Franklin Circuit Judge Phillip Shepherd
(Courier Journal photo by David Lutman
Filtering medical-malpractice lawsuits through panels of health-care professionals is unconstitutional, a unanimous Supreme Court of Kentucky ruled Thursday.
The General Assembly passed the law in 2017 at the behest of doctors and nursing homes, which had long lobbied for it, and also by “hospitals and other health providers as means to limit what they claimed were frivolous lawsuits,” notes Deborah Yetter of the Louisville Courier Journal.
The court “said the law is unconstitutional because it delays access to the state’s courts for adjudication of common-law claims,” Jack Brammer reports for the Lexington Herald-Leader.
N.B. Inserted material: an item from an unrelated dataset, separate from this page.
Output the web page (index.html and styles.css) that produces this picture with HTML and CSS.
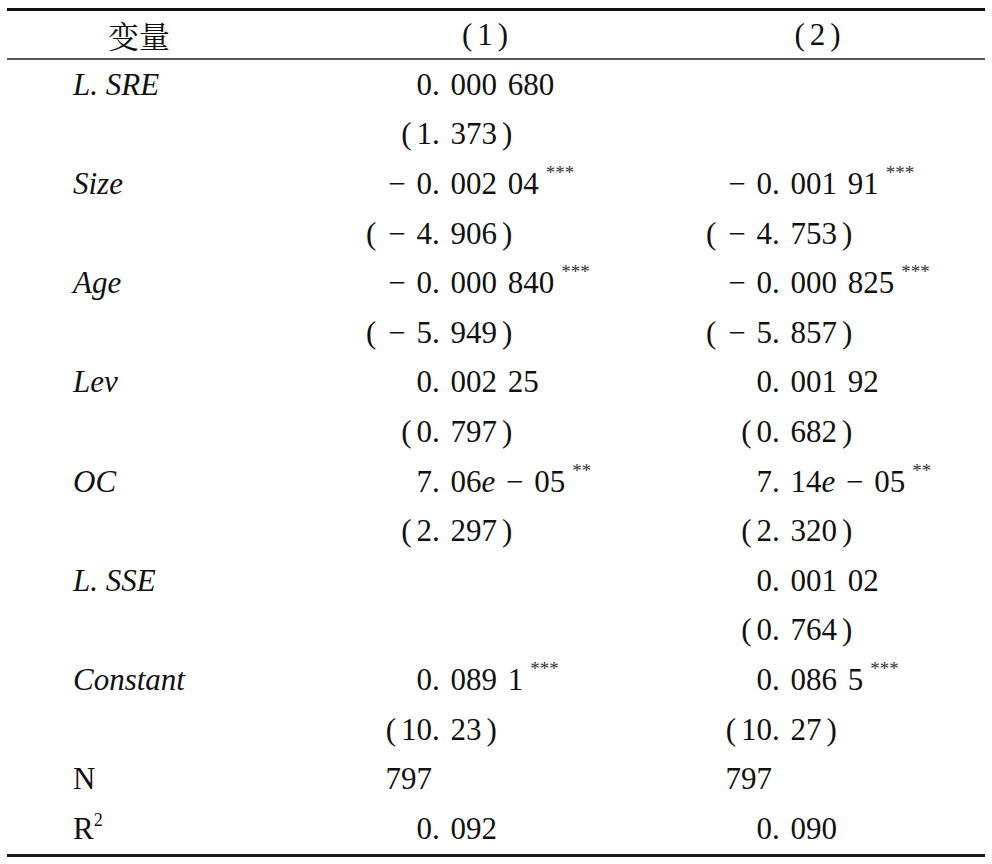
FILE: index.html
```html
<!DOCTYPE html>
<html lang="en">
<head>
<meta charset="utf-8">
<link rel="stylesheet" href="styles.css">
</head>
<body>
<div class="tbl">
  <div class="head">
    <div class="h0" lang="zh-CN">变量</div>
    <div class="h1"><span class="lp">(</span>1<span class="rp">)</span></div>
    <div class="h2"><span class="lp">(</span>2<span class="rp">)</span></div>
  </div>
  <div class="body">
    <div class="lab it"><span>L. SRE</span></div>
    <div class="v"><span class="i">0</span><span class="f">. 000 680</span></div>
    <div class="v"></div>

    <div class="lab"></div>
    <div class="v"><span class="i"><span class="lp">(</span>1</span><span class="f">. 373<span class="rp">)</span></span></div>
    <div class="v"></div>

    <div class="lab it"><span>Size</span></div>
    <div class="v"><span class="i">− 0</span><span class="f">. 002 04<sup>***</sup></span></div>
    <div class="v"><span class="i">− 0</span><span class="f">. 001 91<sup>***</sup></span></div>

    <div class="lab"></div>
    <div class="v"><span class="i"><span class="ln">(</span>− 4</span><span class="f">. 906<span class="rp">)</span></span></div>
    <div class="v"><span class="i"><span class="ln">(</span>− 4</span><span class="f">. 753<span class="rp">)</span></span></div>

    <div class="lab it"><span>Age</span></div>
    <div class="v"><span class="i">− 0</span><span class="f">. 000 840<sup>***</sup></span></div>
    <div class="v"><span class="i">− 0</span><span class="f">. 000 825<sup>***</sup></span></div>

    <div class="lab"></div>
    <div class="v"><span class="i"><span class="ln">(</span>− 5</span><span class="f">. 949<span class="rp">)</span></span></div>
    <div class="v"><span class="i"><span class="ln">(</span>− 5</span><span class="f">. 857<span class="rp">)</span></span></div>

    <div class="lab it"><span>Lev</span></div>
    <div class="v"><span class="i">0</span><span class="f">. 002 25</span></div>
    <div class="v"><span class="i">0</span><span class="f">. 001 92</span></div>

    <div class="lab"></div>
    <div class="v"><span class="i"><span class="lp">(</span>0</span><span class="f">. 797<span class="rp">)</span></span></div>
    <div class="v"><span class="i"><span class="lp">(</span>0</span><span class="f">. 682<span class="rp">)</span></span></div>

    <div class="lab it"><span>OC</span></div>
    <div class="v"><span class="i">7</span><span class="f">. 06<i>e</i> − 05<sup>**</sup></span></div>
    <div class="v"><span class="i">7</span><span class="f">. 14<i>e</i> − 05<sup>**</sup></span></div>

    <div class="lab"></div>
    <div class="v"><span class="i"><span class="lp">(</span>2</span><span class="f">. 297<span class="rp">)</span></span></div>
    <div class="v"><span class="i"><span class="lp">(</span>2</span><span class="f">. 320<span class="rp">)</span></span></div>

    <div class="lab it"><span>L. SSE</span></div>
    <div class="v"></div>
    <div class="v"><span class="i">0</span><span class="f">. 001 02</span></div>

    <div class="lab"></div>
    <div class="v"></div>
    <div class="v"><span class="i"><span class="lp">(</span>0</span><span class="f">. 764<span class="rp">)</span></span></div>

    <div class="lab it"><span>Constant</span></div>
    <div class="v"><span class="i">0</span><span class="f">. 089 1<sup>***</sup></span></div>
    <div class="v"><span class="i">0</span><span class="f">. 086 5<sup>***</sup></span></div>

    <div class="lab"></div>
    <div class="v"><span class="i"><span class="lp">(</span>10</span><span class="f">. 23<span class="rp">)</span></span></div>
    <div class="v"><span class="i"><span class="lp">(</span>10</span><span class="f">. 27<span class="rp">)</span></span></div>

    <div class="lab"><span>N</span></div>
    <div class="v"><span class="i">797</span><span class="f"></span></div>
    <div class="v"><span class="i">797</span><span class="f"></span></div>

    <div class="lab"><span>R<sup class="sq">2</sup></span></div>
    <div class="v"><span class="i">0</span><span class="f">. 092</span></div>
    <div class="v"><span class="i">0</span><span class="f">. 090</span></div>
  </div>
</div>
</body>
</html>
```

FILE: styles.css
```css
html, body {
  margin: 0;
  padding: 0;
  background: #ffffff;
}

body {
  font-family: "Liberation Serif";
}

.tbl {
  margin: 8px 0 0 7px;
  width: 978px;
  color: #111111;
  font-size: 31px;
  border-top: 3px solid #111111;
  border-bottom: 3px solid #1a1a1a;
}

.tbl span,
.tbl div,
.tbl sup,
.tbl i {
  font-family: "Liberation Serif";
}

.head {
  display: grid;
  grid-template-columns: 303px 340px 335px;
  height: 47px;
  align-items: center;
  border-bottom: 2px solid #555555;
}

.tbl .h0 {
  font-family: "Noto Serif CJK SC";
  text-align: center;
  padding-right: 39px;
  line-height: 47px;
}

.h1 {
  text-align: center;
  padding-left: 10px;
  line-height: 47px;
}

.h2 {
  text-align: center;
  line-height: 47px;
}

.body {
  display: grid;
  grid-template-columns: 303px 340px 335px;
  grid-auto-rows: 49.6px;
}

.lab {
  display: flex;
  align-items: center;
  padding-left: 66px;
  white-space: pre;
}

.it {
  font-style: italic;
}

.v {
  display: flex;
  align-items: center;
  white-space: pre;
  word-spacing: 3px;
}

.i {
  flex: none;
  width: 122px;
  text-align: right;
}

.f {
  flex: none;
}

.lp {
  margin-right: 5px;
}

.ln {
  margin-right: 12px;
}

.rp {
  margin-left: 5px;
}

.v sup {
  font-size: 19px;
  vertical-align: 15px;
  line-height: 0;
  margin-left: 7px;
  color: #333333;
  word-spacing: 0;
}

.sq {
  font-size: 18px;
  vertical-align: 13px;
  line-height: 0;
}
```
Chief Justice John Minton wrote in the ruling, upholding Franklin Circuit Judge Phillip Shepherd, “Of all the rights guaranteed by state constitutions but absent from the federal Bill of Rights, the guarantee of a right of access to the courts to obtain a remedy for injury is possibly the most important.”
The bill’s main sponsor, Sen. Ralph Alvarado, R-Winchester, said in August that if the law were overturned, he would favor a constitutional amendment to allow it. Section 64 of the state constitution bans limits on the right to recover damages, and business interests have long wanted to change or repeal it. When Republican Gov. Matt Bevin signed the measure into law, he called it it “the first step toward tort reform.”
The Kentucky Medical Association said it was “extremely disappointed” because “Kentucky now remains one of the few states in the country with no meaningful tort reform.”
“The law requires that claims filed against doctors, hospitals, nursing homes, their executives and other health care providers must first be evaluated by panels composed of three medical providers before proceeding in court. The panels’ opinions could be entered as evidence in any subsequent litigation,” Brammer recounts. “Shepherd struck down the law in October 2017, saying it ‘protects the economic interests of the health-care industry at the expense of consumers, with no demonstrable benefit to the public at large.’ The case bypassed the Kentucky Court of Appeals,” but Shepherd allowed the law to remain in effect on appeal.
“The law had created a large backlog of several hundred malpractice cases awaiting assignment and review by state-appointed panels before they could proceed to court, while relatively few cases had been decided,’ Brammer reports. “It’s not clear what will happen to those cases now,” Yetter writes.